But in our discussion we agreed that bad experience might be as valuable as good experience in some ways. It might not be as fun, and you can certainly hit diminishing returns on it. But the intense memories of those bad experiences are the basis for many of our most valuable instincts and judgements.
Well, at the time, it felt kinda nice to be able to help him put a happy face on his obnoxious job.
And then just this week I had the tables turned on me: A server I depended on failed because a battery swelled, and then warped and took out the motherboard. Even better, the backups only appeared to be working, but really weren't. And that's not all: there was some code on that server that wasn't yet in version control because of chaos on the team at the time - after existing in limbo for two years it was slated to be added this week. We were down for days replacing that server. And I suppose we were lucky - it could have been worse.
All this got me thinking about my glib advice to my friend about the value of crappy experience. Was there a silver lining for me in all this? Did this week add to my mental catalogue of situations to avoid? Well, just as an exercise I decided to write down what the catalogue might look like. At least just the part that deals with backups & recoveries. Here it is:
- Monitor your backup logs: I've seen an operations team temporarily redirect backups to /dev/null during a change - and then forget to reset them after the change was complete. When the inevitable disk failure occurred there were no backups. If they had been reviewing backup logs, they would have noticed their backups completing in a few seconds rather than an hour.
- Test your backups: I've seen a recovery fail because the backup client was configured with the same 'node name' that was being used by another server. The logs reported that the backups were successful, but the backup service actually was dropping them. This could have been detected if separate reports of the backups were reviewed or periodically tested.
- Outsource tasks but not responsibility: I've seen an team with outsourced database administration discover that their data wasn't being backed up - after they lost it all during a critical storage failure. They should have been getting weekly status reports and auditing their environment.
- Don't confuse RAID with backups: I've seen data lost because the team thought backups weren't necessary since they had RAID storage. They didn't understand that RAID doesn't protect from human error, malicous intent, software defects and some hardware errors.
- You can lose 2 drives in a RAID array in a single day: I've seen an array lose two drives in the same day, and in the same week so don't wait to replace a bad drive. Definitely don't wait a week.

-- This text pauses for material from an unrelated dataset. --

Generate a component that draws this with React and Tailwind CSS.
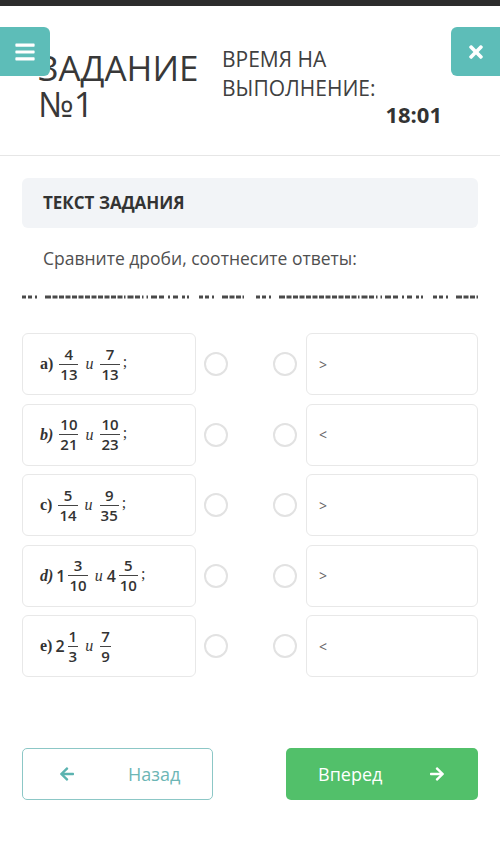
import React from "react";
import { FaBars, FaTimes, FaArrowLeft, FaArrowRight } from "react-icons/fa";

const Frac = ({ n, d }) => (
  <span className="inline-flex flex-col items-center mx-[3px] font-semibold text-[15px] leading-[15px] font-['Open_Sans',sans-serif]">
    <span className="px-[1px] pb-[2px]">{n}</span>
    <span className="w-full border-t border-[#444]" />
    <span className="px-[1px] pt-[2px]">{d}</span>
  </span>
);

const Label = ({ children, italic }) => (
  <span
    className={
      "font-['Liberation_Serif',serif] text-[16px] font-bold mr-[3px] " +
      (italic ? "italic" : "")
    }
  >
    {children}
  </span>
);

const And = () => (
  <span className="font-['Liberation_Serif',serif] italic text-[16px] mx-[4px]">и</span>
);

const Semi = () => <span className="font-['Liberation_Serif',serif] text-[16px] -mt-[4px]">;</span>;

const Whole = ({ children }) => (
  <span className="font-semibold text-[16px] font-['Open_Sans',sans-serif]">{children}</span>
);

const rows = [
  {
    left: (
      <>
        <Label>a)</Label>
        <Frac n="4" d="13" />
        <And />
        <Frac n="7" d="13" />
        <Semi />
      </>
    ),
    right: ">",
  },
  {
    left: (
      <>
        <Label italic>b)</Label>
        <Frac n="10" d="21" />
        <And />
        <Frac n="10" d="23" />
        <Semi />
      </>
    ),
    right: "<",
  },
  {
    left: (
      <>
        <Label>c)</Label>
        <Frac n="5" d="14" />
        <And />
        <Frac n="9" d="35" />
        <Semi />
      </>
    ),
    right: ">",
  },
  {
    left: (
      <>
        <Label italic>d)</Label>
        <Whole>1</Whole>
        <Frac n="3" d="10" />
        <And />
        <Whole>4</Whole>
        <Frac n="5" d="10" />
        <Semi />
      </>
    ),
    right: ">",
  },
  {
    left: (
      <>
        <Label>e)</Label>
        <Whole>2</Whole>
        <Frac n="1" d="3" />
        <And />
        <Frac n="7" d="9" />
      </>
    ),
    right: "<",
  },
];

// underline of the hidden answer slots, drawn as an irregular dash run
const Dashes = () => (
  <svg width="222" height="4" className="block">
    <line
      x1="0"
      y1="2"
      x2="222"
      y2="2"
      stroke="#4a4a4a"
      strokeWidth="3"
      strokeDasharray="4 2 4 3 2 8 6 1.5 5 1.5 5 1.5 5 1.5 5 1.5 5 1.5 5 1.5 5 1.5 5 1.5 5 1.5 5 1.5 5 1.5 1.5 2 6 1.5 5 2 1.5 3 1.5 3 6 2 5 4 2 3 5 4 3 2 2 10"
    />
  </svg>
);

const Radio = ({ className }) => (
  <div className={"w-[24px] h-[24px] rounded-full border-[2.5px] border-[#e2e2e2] bg-white shrink-0 " + className} />
);

export default function App() {
  return (
    <div className="w-[500px] min-h-[857px] bg-white font-['Open_Sans',sans-serif] text-[#3a3a3a]">
      <div className="h-[6px] bg-[#2c2c2c]" />

      <div className="relative h-[150px] border-b border-[#e6e6e6]">
        <div className="flex items-start">
          <div className="w-[222px] shrink-0 pl-[38px] pt-[44px] text-[35px] leading-[36px] text-[#383838]">
            <div>ЗАДАНИЕ</div>
            <div>№1</div>
          </div>
          <div className="w-[220px] shrink-0 pt-[39px]">
            <div className="text-[21px] leading-[29px] text-[#404040]">
              <div>ВРЕМЯ НА</div>
              <div>ВЫПОЛНЕНИЕ:</div>
            </div>
            <div className="text-right text-[22px] leading-[24px] font-bold text-[#333] mt-[-1px]">18:01</div>
          </div>
        </div>

        <button className="absolute left-0 top-[21px] w-[50px] h-[49px] rounded-r-[6px] bg-[#5dbdb8] flex items-center justify-center text-white">
          <FaBars className="w-[24px] h-[22px]" />
        </button>
        <button className="absolute right-0 top-[21px] w-[49px] h-[49px] rounded-l-[6px] bg-[#5dbdb8] flex items-center justify-center text-white">
          <FaTimes className="w-[20px] h-[20px]" />
        </button>
      </div>

      <div className="px-[22px]">
        <div className="mt-[22px] h-[50px] rounded-[6px] bg-[#f2f4f7] pl-[21px] flex items-center">
          <span className="text-[17px] font-bold text-[#333]">ТЕКСТ ЗАДАНИЯ</span>
        </div>

        <p className="mt-[18px] pl-[21px] text-[17.5px] leading-[24px] text-[#505050]">
          Сравните дроби, соотнесите ответы:
        </p>

        <div className="mt-[25px] flex justify-between">
          <Dashes />
          <Dashes />
        </div>

        <div className="mt-[34px] flex flex-col gap-[8.5px]">
          {rows.map((r, i) => (
            <div key={i} className="flex items-center">
              <div className="w-[174px] h-[62px] rounded-[6px] border border-[#e8e8e8] bg-white flex items-center pl-[17px] text-[#333]">
                {r.left}
              </div>
              <Radio className="ml-[8px]" />
              <Radio className="ml-[45px]" />
              <div className="ml-[9px] flex-1 h-[62px] rounded-[6px] border border-[#e8e8e8] bg-white flex items-center pl-[12px] text-[14px] text-[#666]">
                {r.right}
              </div>
            </div>
          ))}
        </div>

        <div className="mt-[71px] flex justify-between">
          <button className="w-[191px] h-[52px] rounded-[5px] border-[1.5px] border-[#8cc7c6] bg-white flex items-center pl-[35px] text-[#6db6b5]">
            <FaArrowLeft className="w-[18px] h-[16px] text-[#5bb3b0]" />
            <span className="ml-[52px] text-[18px]">Назад</span>
          </button>
          <button className="w-[192px] h-[52px] rounded-[5px] bg-[#52c06a] flex items-center justify-between px-[32px] text-white">
            <span className="text-[18px]">Вперед</span>
            <FaArrowRight className="w-[18px] h-[16px]" />
          </button>
        </div>
      </div>
    </div>
  );
}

- Recoveries need to be done by the senior guy: A critical system recovery is the wrong time to test the knowledge or train your junior staff. I've seen a very critical Fortune-50 business system with a high-availability SLA go down for 96 hours when their recovery was handled by junior staff. Oh yeah, and this is when you will be sweating bullets over whether or not out-sourcing to the lowest-cost provider was a great idea.

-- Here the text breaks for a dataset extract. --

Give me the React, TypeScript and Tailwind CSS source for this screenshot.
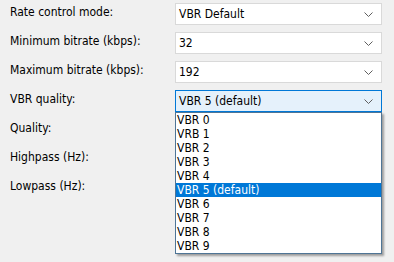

- Consider backups in system design: I've seen developers design and build very complex software only to fail to consider the concurrency, performance, capacity and costs of backups. I've actually seen this a lot. And they often discovered that their system couldn't work once they started backing up the data.
- Recoveries may not restore a consistent state: I've seen recoveries fail because the developers didn't realize their backup was not an instantaneous snapshot of their file system. When recovery restored the file system in an inconsistent state their application couldn't run.

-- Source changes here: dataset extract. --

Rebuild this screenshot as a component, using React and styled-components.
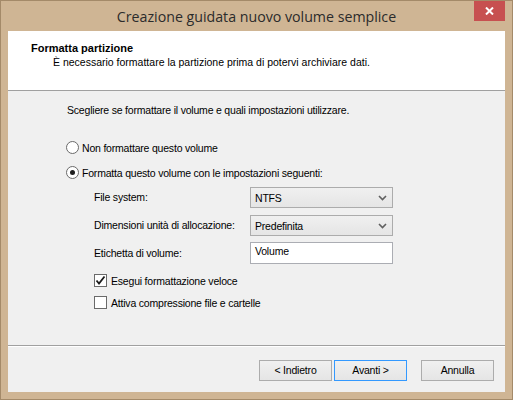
import React from "react";
import styled, { createGlobalStyle } from "styled-components";

const GlobalStyle = createGlobalStyle`
  html, body {
    margin: 0;
    padding: 0;
    background: #cfb594;
  }
  * {
    box-sizing: border-box;
  }
`;

export default function App() {
  return (
    <>
      <GlobalStyle />
      <WindowFrame>
        <TitleBar>
          <span />
          <TitleText>Creazione guidata nuovo volume semplice</TitleText>
          <CloseButton>
            <svg width="9" height="8" viewBox="0 0 9 8">
              <path d="M1 0.5 L8 7.5 M8 0.5 L1 7.5" stroke="#fff" strokeWidth="2" />
            </svg>
          </CloseButton>
        </TitleBar>

        <ClientArea>
          <WizardHeader>
            <HeaderTitle>Formatta partizione</HeaderTitle>
            <HeaderSubtitle>
              È necessario formattare la partizione prima di potervi archiviare dati.
            </HeaderSubtitle>
          </WizardHeader>

          <Body>
            <Intro>Scegliere se formattare il volume e quali impostazioni utilizzare.</Intro>

            <RadioRow $top={24}>
              <RadioCircle />
              <span>Non formattare questo volume</span>
            </RadioRow>
            <RadioRow $top={12}>
              <RadioCircle $checked />
              <span>Formatta questo volume con le impostazioni seguenti:</span>
            </RadioRow>

            <SettingsGrid>
              <FieldLabel>File system:</FieldLabel>
              <ComboBox>
                <span>NTFS</span>
                <Chevron />
              </ComboBox>

              <FieldLabel>Dimensioni unità di allocazione:</FieldLabel>
              <ComboBox>
                <span>Predefinita</span>
                <Chevron />
              </ComboBox>

              <FieldLabel>Etichetta di volume:</FieldLabel>
              <TextField>Volume</TextField>
            </SettingsGrid>

            <CheckRow $top={10}>
              <CheckBox>
                <svg width="11" height="11" viewBox="0 0 11 11">
                  <path d="M1.5 5.5 L4 8.5 L9.5 1.5" stroke="#1a1a1a" strokeWidth="1.8" fill="none" />
                </svg>
              </CheckBox>
              <span>Esegui formattazione veloce</span>
            </CheckRow>
            <CheckRow $top={9}>
              <CheckBox />
              <span>Attiva compressione file e cartelle</span>
            </CheckRow>
          </Body>

          <Footer>
            <PushButton>&lt; Indietro</PushButton>
            <PushButton $default>Avanti &gt;</PushButton>
            <PushButton $gap={12}>Annulla</PushButton>
          </Footer>
        </ClientArea>
      </WindowFrame>
    </>
  );
}

function Chevron() {
  return (
    <svg width="9" height="6" viewBox="0 0 9 6">
      <path d="M1 1 L4.5 4.5 L8 1" stroke="#606060" strokeWidth="1.6" fill="none" />
    </svg>
  );
}

const WindowFrame = styled.div`
  width: 513px;
  height: 400px;
  background: #cfb594;
  border: 1px solid #a48a69;
  padding: 0 7px 7px 7px;
  display: flex;
  flex-direction: column;
`;

const TitleBar = styled.div`
  height: 30px;
  display: grid;
  grid-template-columns: 1fr auto 1fr;
  align-items: center;
`;

const TitleText = styled.div`
  font-family: "Open Sans", "Noto Sans", sans-serif;
  font-size: 14.2px;
  color: #2b2b2b;
  white-space: nowrap;
`;

const CloseButton = styled.div`
  justify-self: end;
  align-self: start;
  width: 31px;
  height: 20px;
  background: #c75050;
  display: flex;
  align-items: center;
  justify-content: center;
`;

const ClientArea = styled.div`
  flex: 1;
  background: #f0f0f0;
  display: flex;
  flex-direction: column;
  font-family: "Liberation Sans", Arial, sans-serif;
  font-size: 10.5px;
  letter-spacing: -0.2px;
  color: #000;
`;

const WizardHeader = styled.div`
  height: 60px;
  background: #fff;
  border-bottom: 1px solid #a0a0a0;
  padding: 10px 0 0 23px;
`;

const HeaderTitle = styled.div`
  font-weight: bold;
  font-size: 11px;
  letter-spacing: 0;
  line-height: 14px;
`;

const HeaderSubtitle = styled.div`
  line-height: 14px;
  letter-spacing: 0;
  padding-left: 22px;
`;

const Body = styled.div`
  flex: 1;
  padding: 13px 0 0 58px;
  display: flex;
  flex-direction: column;
`;

const Intro = styled.div`
  line-height: 13px;
  padding-left: 1px;
`;

const RadioRow = styled.div`
  display: flex;
  align-items: center;
  gap: 3px;
  height: 13px;
  margin-top: ${(p) => p.$top}px;
`;

const RadioCircle = styled.span`
  width: 13px;
  height: 13px;
  border-radius: 50%;
  border: 1px solid #6a6a6a;
  background: #fff;
  display: flex;
  align-items: center;
  justify-content: center;
  flex-shrink: 0;

  &::after {
    content: "";
    display: ${(p) => (p.$checked ? "block" : "none")};
    width: 5px;
    height: 5px;
    border-radius: 50%;
    background: #1e1e1e;
  }
`;

const SettingsGrid = styled.div`
  display: grid;
  grid-template-columns: 156px 143px;
  row-gap: 7px;
  align-items: center;
  margin-top: 8px;
  padding-left: 28px;
  & > :nth-child(6) {
    margin-top: -1px;
  }
`;

const FieldLabel = styled.div`
  line-height: 13px;
`;

const ComboBox = styled.div`
  height: 21px;
  border: 1px solid #acacac;
  background: linear-gradient(#f0f0f0, #e5e5e5);
  display: flex;
  align-items: center;
  justify-content: space-between;
  padding: 0 5px 0 4px;
`;

const TextField = styled.div`
  height: 22px;
  border: 1px solid #abadb3;
  background: #fff;
  padding: 2px 0 0 4px;
`;

const CheckRow = styled.div`
  display: flex;
  align-items: center;
  gap: 4px;
  height: 13px;
  margin-top: ${(p) => p.$top}px;
  padding-left: 28px;
`;

const CheckBox = styled.span`
  width: 13px;
  height: 13px;
  border: 1px solid #6a6a6a;
  background: #fff;
  display: flex;
  align-items: center;
  justify-content: center;
  flex-shrink: 0;
`;

const Footer = styled.div`
  height: 47px;
  border-top: 1px solid #a0a0a0;
  box-shadow: inset 0 1px 0 #fff;
  display: flex;
  justify-content: flex-end;
  align-items: flex-start;
  padding: 14px 11px 0 0;
  gap: 2px;
`;

const PushButton = styled.div`
  width: 73px;
  height: 21px;
  margin-left: ${(p) => p.$gap || 0}px;
  border: 1px solid ${(p) => (p.$default ? "#3399ff" : "#acacac")};
  background: linear-gradient(#f0f0f0, #e5e5e5);
  display: flex;
  align-items: center;
  justify-content: center;
  line-height: 13px;
`;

- Lost in translation: I've seen recoveries fail because the original backup instructions provided to a separate backup had to be entered into a separate system that the developers couldn't see. And the backup team got it wrong.
- Be careful with shared backup servers: I've seen databases bog down in performance because they were using an under-sized shared backup system. I've seen these performance issues make a recovery take days because it would keep failing when it was 16 or 24 hours into the recovery. I've also seen databases refuse to accept writes because they ran out of log space - because the backup server was too slow to accept the logs.
- HA may be LA: I've seen HA systems fail because of human error. I've spoke with HA vendor experts that confided to me that their HA systems had lower availability than their non-HA systems - due to human errors associated with their more complex administration.
- Application-level backups aren't as reliable as database backups: some DBAs will configure a database backup to export specific tables rather than rely on the database backup utility. There can be good reasons for this - like non-logged writes to some tables. However, I've seen these backups fail when additional tables were added to the database but not to the backup process.
- Prune backups by age AND versions: years ago I worked in a fifty-developer shop that lost ten years of all source code it produced when its version control storage failed - and only then discovered that its backups had been failing. They couldn't go back to older backups because they had been pruned based on their age. Now, when I implement pruning solutions to backups I always make sure that it never touches the X most recent versions.
Well, hopefully I won't be adding to this list any time soon.